On 10 November at 0956,Footnote 2 the train departed Symington Yards in Winnipeg, Manitoba, en route to Thunder Bay, Ontario. The train was to be operated over the Sprague, Fort Frances, and Kashabowie subdivisions. There was a crew change at Fort Frances, Ontario. The relief crew members, consisting of a locomotive engineer (LE) and a conductor, were rules-qualified. The crew was called at 0900 on Sunday, 10 November, for 1100. They travelled from Neebing (Thunder Bay) to Fort Frances by taxi, arriving at around 1430. They were ordered at 1500 and departed Fort Frances at 1647. The LE had Saturday off and had a good rest Saturday night. The conductor had been off work approximately 24 hours before being called on Sunday morning. The LE had 22 years of experience on the territory and was familiar with operating long, DP trains. This train (G84042-09) was the longest that the LE had operated.
At 1727, the train derailed at Mile 73.6 of the Fort Frances Subdivision, near Nickel Lake, Ontario (Figure 1). At the time of the occurrence, the temperature was -10°C and it was snowing lightly.
During the site examination, the following was determined:
On the day of the occurrence, the train passed 3 hot-box detectors on the Fort Frances Subdivision (i.e., at Mile 120.6, 110.6 and 96.4). Earlier, the train had passed a wheel impact load detector at Sainte-Anne (Mile 127.01 of the Sprague Subdivision). No alarms were encountered at these wayside detectors.
Data from the locomotive event recorder (LER) for the lead locomotive were examined. Based on the LER data and related information, Table 1 provides a summary of events prior to and during the derailment.

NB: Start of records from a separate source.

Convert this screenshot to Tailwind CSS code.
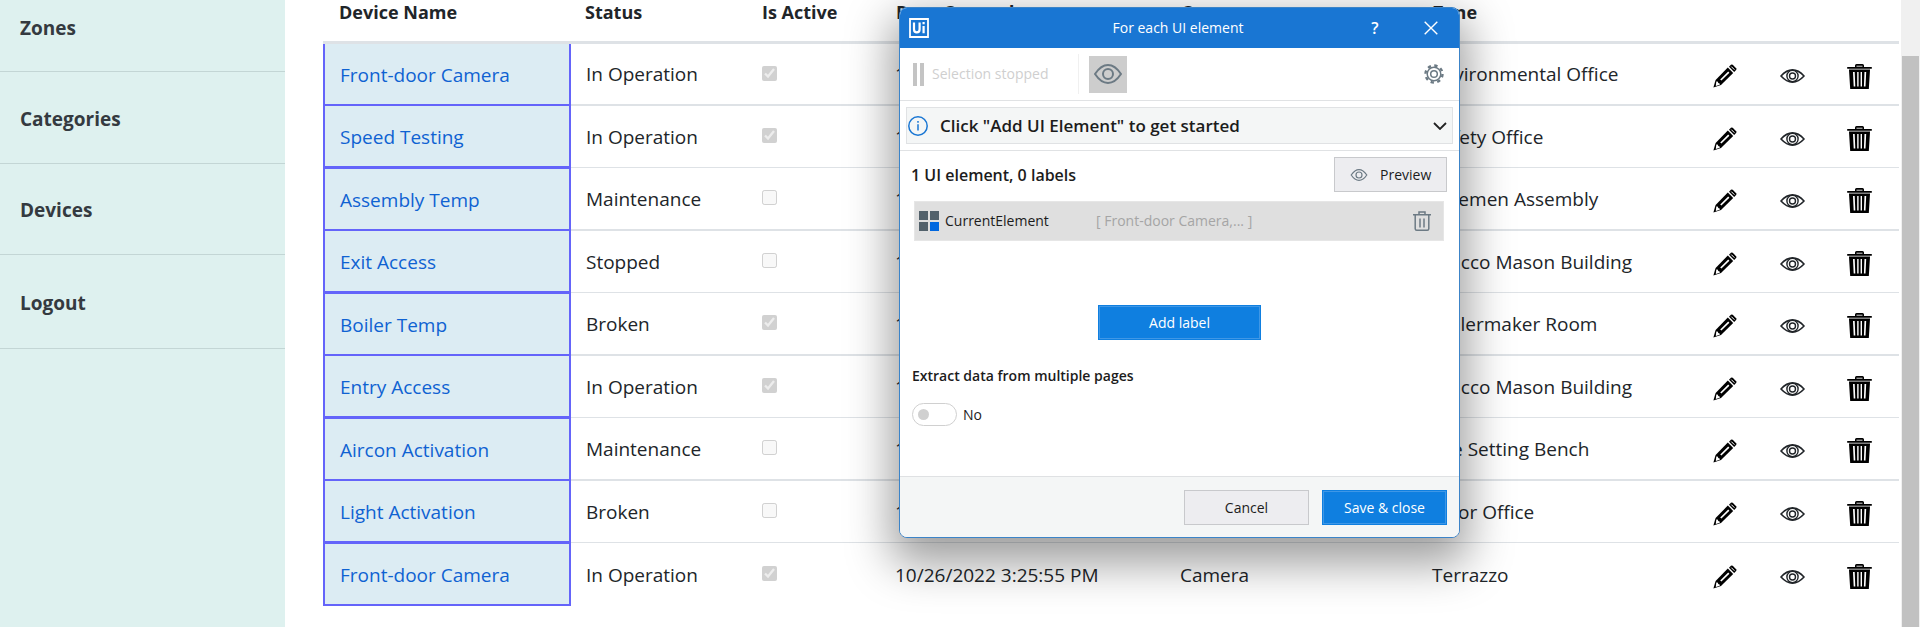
<!DOCTYPE html>
<html lang="en">
<head>
<meta charset="utf-8">
<title>Devices</title>
<script src="https://cdn.jsdelivr.net/npm/@tailwindcss/browser@4"></script>
</head>
<body class="bg-white font-['Open_Sans','Noto_Sans',sans-serif] text-[#212529]">

<svg class="hidden" aria-hidden="true">
  <symbol id="pencil" viewBox="0 0 24 24">
    <path d="M.4 23.600 2.600 16 14.800 3.600 20.200 8.900 8 21z"/>
    <path d="m16 2.800 1.900-2q.9-.8 1.800 0l3.400 3.400q.8.900 0 1.800l-1.900 1.900z"/>
    <path d="m7.200 15.400 8-7.900 1.200 1.200-8 7.900z" fill="#fff"/>
    <path d="m3.300 17.600 1.300-.2.700 1.700 1.600.6-.2 1-3.900 1.400z" fill="#fff"/>
    <path d="m18.300 2.600 3.100 3.100" stroke="#fff" stroke-width="1"/>
  </symbol>
  <symbol id="eye-bold" viewBox="0 0 25 14">
    <path d="M1 7C5 2.600 8.500.9 12.500.9S20 2.600 24 7c-4 4.400-7.500 6.100-11.500 6.100S5 11.400 1 7z" fill="none" stroke="currentColor" stroke-width="1.600"/>
    <circle cx="12.500" cy="7" r="5.600" fill="none" stroke="currentColor" stroke-width="1.400"/>
    <circle cx="12.500" cy="7" r="3" fill="none" stroke="currentColor" stroke-width="1.400"/>
  </symbol>
  <symbol id="trash-bold" viewBox="0 0 25 25">
    <path d="M8 3V1.500Q8 0 9.500 0h6Q17 0 17 1.500V3h7.800v1.800H.2V3z"/>
    <path d="M9.500 1.600h6V3h-6z" fill="#999"/>
    <path d="M2 5.500h21L21.800 25H3.200z"/>
    <path d="m6 8 .7 14.500h1.600L7.700 8zM10.200 8v14.500h1.400V8zM13.600 8v14.500H15V8zM17.500 8l-.6 14.500h1.600L19.200 8z" fill="#fff"/>
  </symbol>
  <symbol id="eye" viewBox="0 0 28 20">
    <path d="M1 10C5 4 9 1 14 1s9 3 13 9c-4 6-8 9-13 9S5 16 1 10z" fill="none" stroke="currentColor" stroke-width="2"/>
    <circle cx="14" cy="10" r="5" fill="none" stroke="currentColor" stroke-width="2"/>
  </symbol>
</svg>

<div class="flex min-h-screen">
  <nav class="w-[285px] shrink-0 bg-[#def1ef] text-[19px] leading-6 font-bold text-[#343a40]" aria-label="Main">
    <a href="#zones" class="flex h-[72px] items-center border-b border-[#c3d6d5] px-5 pb-4">Zones</a>
    <a href="#categories" class="flex h-[92px] items-center border-b border-[#c3d6d5] px-5 pt-[2px]">Categories</a>
    <a href="#devices" class="flex h-[91px] items-center border-b border-[#c3d6d5] px-5 pt-[2px]">Devices</a>
    <a href="#logout" class="flex h-[94px] items-center border-b border-[#c3d6d5] px-5 pt-[2px]">Logout</a>
  </nav>

  <main class="min-w-0 flex-1 pr-[2px] pl-[38px]">
    <table class="w-full table-fixed border-separate border-spacing-0 text-left text-[19px] leading-6">
      <colgroup>
        <col class="w-[248px]"><col class="w-[175px]"><col class="w-[134px]"><col class="w-[285px]"><col class="w-[252px]"><col><col class="w-[66px]"><col class="w-[67px]"><col class="w-[68px]">
      </colgroup>
      <thead>
        <tr class="h-[44px] align-top text-[18px] font-bold">
          <th class="border-b-3 border-[#dee2e6] px-4">Device Name</th>
          <th class="border-b-3 border-[#dee2e6] px-[14px]">Status</th>
          <th class="border-b-3 border-[#dee2e6] px-4">Is Active</th>
          <th class="border-b-3 border-[#dee2e6] px-4">Date Created</th>
          <th class="border-b-3 border-[#dee2e6] px-4">Category</th>
          <th class="border-b-3 border-[#dee2e6] px-4">Zone</th>
          <td class="border-b-3 border-[#dee2e6]"></td>
          <td class="border-b-3 border-[#dee2e6]"></td>
          <td class="border-b-3 border-[#dee2e6]"></td>
        </tr>
      </thead>
      <tbody id="rows"></tbody>
    </table>
  </main>

  <div class="w-[19px] shrink-0 bg-[#f0f0f0] pt-14 pl-px" aria-hidden="true">
    <div class="h-full w-[17px] bg-[#c1c1c1]"></div>
  </div>
</div>

<section role="dialog" aria-labelledby="dlg-title" class="absolute top-[7px] left-[899px] flex w-[561px] flex-col overflow-hidden rounded-lg border border-[#3c84c8] bg-white text-[14px] leading-5 text-[#1c1c1c] shadow-[0_18px_45px_8px_rgba(0,0,0,0.38)]">
  <header class="flex h-[40px] shrink-0 items-center bg-[#1976d3] pr-5 pl-[9px] text-white">
    <svg class="h-5 w-5" viewBox="0 0 20 20" fill="none" stroke="#fff" aria-hidden="true">
      <path d="M1 1h18v18H1z" stroke-width="1.800"/>
      <path d="M5 4.500v6.700q0 3.200 2.800 3.200t2.800-3.200V4.500M14.600 8v7.200" stroke-width="2.200"/>
      <path d="M14.600 4v2.300" stroke-width="2.200"/>
    </svg>
    <h1 id="dlg-title" class="flex-1 pl-16 text-center">For each UI element</h1>
    <button type="button" aria-label="Help" class="w-6 text-[16px] font-semibold">?</button>
    <button type="button" aria-label="Close" class="ml-9 flex w-4 justify-center">
      <svg class="h-[14px] w-[14px]" viewBox="0 0 14 14" fill="none" stroke="#fff" stroke-width="1.400"><path d="m.7.7 12.600 12.600M13.300.7.7 13.300"/></svg>
    </button>
  </header>

  <div class="flex h-[53px] shrink-0 items-center border-b border-[#e0e2e4] pr-[15px] pl-[13px]">
    <svg class="h-[23px] w-[11px]" viewBox="0 0 11 23" fill="#c4c4c4" aria-hidden="true"><path d="M0 0h4v23H0zM7 0h4v23H7z"/></svg>
    <span class="ml-2 w-[146px] text-[14px] text-[#cfcfcf]">Selection stopped</span>
    <span class="h-10 w-px bg-[#f0f0f0]"></span>
    <button type="button" aria-label="Show highlights" class="ml-[10px] flex h-[37px] w-[38px] items-center justify-center bg-[#cdcdcd] text-[#6c7a84]">
      <svg class="h-5 w-7"><use href="#eye"/></svg>
    </button>
    <button type="button" aria-label="Settings" class="ml-auto text-[#6c7a84]">
      <svg class="block h-5 w-5" viewBox="-10 -10 20 20" fill="none" stroke="currentColor" stroke-width="1.500">
        <circle r="6.800"/>
        <circle r="3.300"/>
        <circle r="8.500" stroke-width="2.400" stroke-dasharray="3.340 3.336"/>
      </svg>
    </button>
  </div>

  <div class="shrink-0 border-b border-[#e0e2e4] px-[6px] py-[6px]">
    <button type="button" class="flex h-[37px] w-full items-center border border-[#e0e2e4] bg-[#f4f6f6] pr-[5px] pl-px text-left text-[17px] font-semibold">
      <svg class="h-5 w-5" viewBox="0 0 20 20" fill="none" stroke="#1976d3" stroke-width="1.500" aria-hidden="true"><circle cx="10" cy="10" r="9.200"/><path d="M10 8.300v6.200M10 5v1.800"/></svg>
      <span class="ml-3 flex-1">Click "Add UI Element" to get started</span>
      <svg class="h-2 w-[14px]" viewBox="0 0 14 8" fill="none" stroke="#222" stroke-width="1.800" aria-hidden="true"><path d="m1 1 6 6 6-6"/></svg>
    </button>
  </div>

  <div class="flex shrink-0 items-center justify-between pt-[6px] pr-3 pl-[11px]">
    <h2 class="text-[16px] font-semibold">1 UI element, 0 labels</h2>
    <button type="button" class="flex h-[35px] w-[113px] items-center border border-[#c8c9cc] bg-[#ededf0] pl-[15px]">
      <svg class="h-3 w-[18px] text-[#6c7a84]" aria-hidden="true"><use href="#eye"/></svg>
      <span class="ml-3">Preview</span>
    </button>
  </div>

  <div class="mr-[15px] ml-[14px] mt-[9px] flex h-[40px] shrink-0 items-center border border-[#e6e6e6] bg-[#dfdfdf] pr-3 pl-1">
    <svg class="h-5 w-5" viewBox="0 0 20 20" fill="#52616b" aria-hidden="true"><path d="M0 0h9v9H0zM11 0h9v9h-9zM0 11h9v9H0z"/><path d="M11 11h9v9h-9z" fill="#0067df"/></svg>
    <span class="ml-[6px] w-[151px]">CurrentElement</span>
    <span class="text-[#a5a5a5]">[ Front-door Camera,... ]</span>
    <button type="button" aria-label="Delete CurrentElement" class="ml-auto text-[#6c7a84]">
      <svg class="block h-5 w-[18px]" viewBox="0 0 18 20" fill="none" stroke="currentColor" stroke-width="1.500"><path d="M0 3.800h18M6 3.500V1h6v2.500M2.200 4v13.700q0 1.500 1.500 1.500h10.600q1.500 0 1.500-1.500V4M7 7.500v9M11 7.500v9"/></svg>
    </button>
  </div>

  <button type="button" class="mx-auto mt-16 h-[35px] w-[163px] shrink-0 border border-[#0f7fe0] bg-[#0f7fe0] text-white inset-ring inset-ring-[#3f97e6]">Add label</button>

  <fieldset class="mt-[26px] h-[110px] shrink-0 px-3">
    <legend class="font-semibold">Extract data from multiple pages</legend>
    <label class="mt-[17px] flex items-center gap-[6px]">
      <input type="checkbox" role="switch" class="flex h-[23px] w-[45px] appearance-none items-center rounded-full border border-[#d0d0d0] bg-white pl-[5px] before:h-[11px] before:w-[11px] before:rounded-full before:bg-[#d0d0d0]">
      No
    </label>
  </fieldset>

  <footer class="flex shrink-0 items-center justify-end gap-[13px] border-t border-[#dfe1e3] bg-[#f4f6f6] px-3 pt-[13px] pb-3">
    <button type="button" class="h-[35px] w-[125px] border border-[#c8c9cc] bg-[#ededf0]">Cancel</button>
    <button type="button" class="h-[35px] w-[125px] border border-[#0f7fe0] bg-[#0f7fe0] text-white inset-ring inset-ring-[#3f97e6]">Save &amp; close</button>
  </footer>
</section>

<script>
  const devices = [
    ["Front-door Camera", "In Operation", true, "Environmental Office"],
    ["Speed Testing", "In Operation", true, "Safety Office"],
    ["Assembly Temp", "Maintenance", false, "Linemen Assembly"],
    ["Exit Access", "Stopped", false, "Stucco Mason Building"],
    ["Boiler Temp", "Broken", true, "Boilermaker Room"],
    ["Entry Access", "In Operation", true, "Stucco Mason Building"],
    ["Aircon Activation", "Maintenance", false, "Tile Setting Bench"],
    ["Light Activation", "Broken", false, "Floor Office"],
    ["Front-door Camera", "In Operation", true, "Terrazzo"],
  ];
  document.getElementById("rows").innerHTML = devices.map(([name, status, active, zone], i) => {
    const last = i === devices.length - 1;
    const line = last ? "" : i % 2 ? "border-b border-[#dee2e6]" : "border-b-2 border-[#dee2e6]";
    const height = i > 0 && i % 2 === 0 ? "h-[63px]" : "h-[62px]";
    const top = i > 0 && i % 2 === 0 ? "border-t" : "";
    return `<tr class="${height}">
      <td class="border-x-2 border-b-2 ${top} border-[#6464fa] bg-[#dcecf3] px-[15px] pt-[2px]"><a href="#device-${i + 1}" class="text-[#0f62d2]">${name}</a></td>
      <td class="${line} px-[15px]">${status}</td>
      <td class="${line} px-4 pb-[2px]"><input type="checkbox" disabled ${active ? "checked" : ""} aria-label="${name} is active" class="block h-[15px] w-[15px]"></td>
      <td class="${line} px-[15px]">10/26/2022 3:25:55 PM</td>
      <td class="${line} px-[15px]">Camera</td>
      <td class="${line} px-[15px]">${zone}</td>
      <td class="${line} pt-1 pl-[15px]"><a href="#edit-${i + 1}" aria-label="Edit ${name}" class="block"><svg class="block h-6 w-6"><use href="#pencil"/></svg></a></td>
      <td class="${line} pt-1 pl-4"><a href="#view-${i + 1}" aria-label="View ${name}" class="block"><svg class="block h-[14px] w-[25px]"><use href="#eye-bold"/></svg></a></td>
      <td class="${line} pt-1 pl-4"><a href="#delete-${i + 1}" aria-label="Delete ${name}" class="block"><svg class="block h-[25px] w-[25px]"><use href="#trash-bold"/></svg></a></td>
    </tr>`;
  }).join("");
</script>
</body>
</html>
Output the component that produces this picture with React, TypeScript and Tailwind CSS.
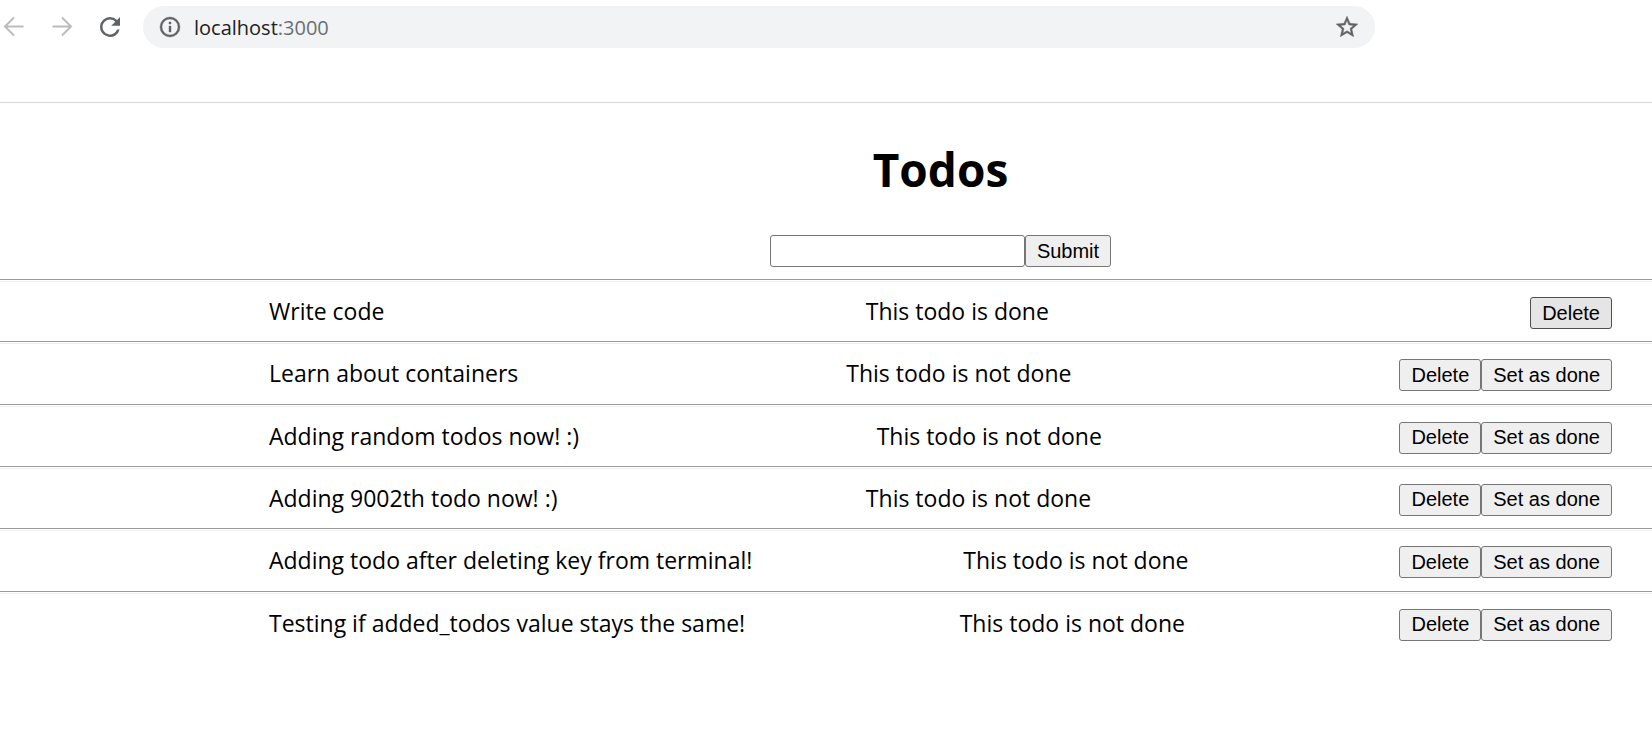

|1709:51||Throttle was increased from position 7 to position 8. Brake-pipe pressure was 90 psi.|
|1726:48||Sudden speed change from 37 mph to 36 mph and back to 37 mph in 1 second.|
|1726:49||Undesired emergency brake application (UDE) was triggered.|
|1726:52||Loss of air on lead locomotive. Train speed was 37 mph.Footnote 6 There was a 0.5 to 1.4 mph/s deceleration.|
|1726:52–1727:00||Cars 23 to 26 were pulled to the south side of the track on the tangent track approaching the 4.92° RH curve. The train separated between cars 22 and 23. Cars 27 to 34 derailed and piled up on the 4.05° LH curve.|
|1727:00||UDE arrived at the end of train (EOT) (i.e., the sense and braking unit [SBU]). The entire train was in emergency braking.|
|Starting from about 1727:00||Cars 42 and 43 buckled out of the train line. Car 41, in turn, derailed and separated from cars 40 and 42. Cars 44 to 68 continued rushing forward, derailed and jackknifed across the grade.|
|1727:02||Throttle was reduced to position 7.|
|1727:13||Throttle was reduced to position 4.|
|1727:14||Throttle was reduced to high idle.|
|1727:46||About 54 seconds after the loss of air, the head end of the train (i.e., the locomotives and the first 22 cars) stopped after travelling about 1800 feet.|
The lead locomotive, an EMD SD70M-2, was equipped with a pneumatic control switch, which delays the power knock-down by 20 seconds during a train-line–initiated emergency. In this occurrence, throttle-8 power had remained applied for 10 seconds after the train went into emergency and before the LE started to reduce the throttle. The throttle was progressively reduced to position 4 over the next 11 seconds when power was cut after the 20-second pneumatic control switch delay timed out. The head-end locomotives and the remote locomotive received the emergency signal at about the same time (i.e., at 1726:52). Approximately 8 seconds later, the EOT (i.e., SBU) initiated an emergency from the tail end after recognizing the drop in brake-pipe pressure.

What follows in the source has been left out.